CL4 Or CL3: Boosts Performance By Up To 5%
When CAS Latency (latency timing) for a 200 MHz system bus (FSB) is set to CL 5.0, the column access time (tCAC) takes 50 nanoseconds and the clock cycle time (tCLK) 10 nanoseconds (this follows the well-known formula tCLK * CAS Latency >= tCAC). Other items are explained in the following table:
|RAS||Row Access Strobe|
|CAS||Column Access Strobe|
|tRCD||The time interval between RAS and CAS access|
|tRP||The time interval to switch between memory banks|
|tAC||The time interval to ready output transmission|
|tCAC||The column access time|
Latency information from CPU-Z on a PC running Windows XP.
A typical memory configuration looks something like this: DDR2-533 with CL 4.0 or DDR-667 with CL 5.0. Only rarely can you find DDR2 memory with nominal latency timings of CL 3.0, and when you do, it's pretty expensive because short reaction times in connection with high clock rates are difficult to achieve.
A complete set of parameters is stored in this SPD chip; the motherboard can read these directly from the memory module itself.
The CPU-Z program also reads SPD values directly from your memory modules.
Increasing input voltage improves signal stability.

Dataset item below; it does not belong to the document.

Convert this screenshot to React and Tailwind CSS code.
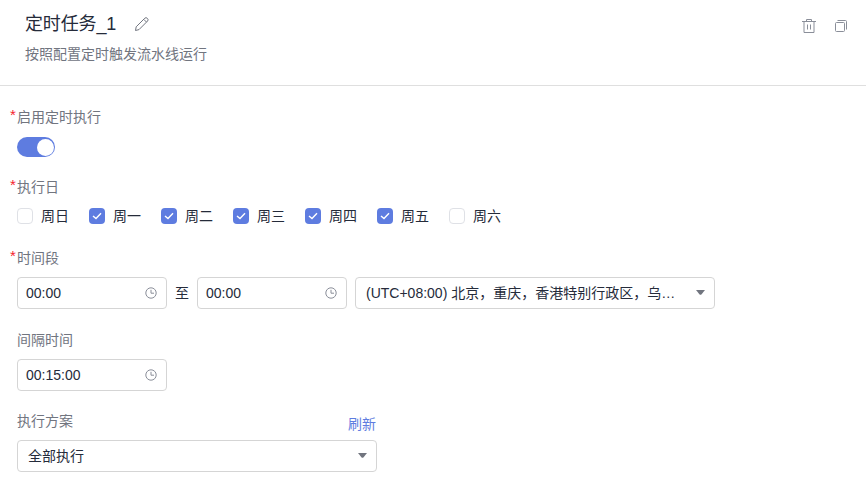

Another concern surrounds input voltage for DDR2 memory modules. The standard level is 1.80 volts, with a tolerance of ± 0.05 volts. Some manufacturers permit their memory modules to be operated at input voltages of up to 2.2 volts. You can set input voltage levels this high for your RAM without risk, because DDR2 demands only modest power intake and thus heats up only slightly during operation. Even in our most extreme experiments we sustained no damage to our RAM modules resulting from over-voltage.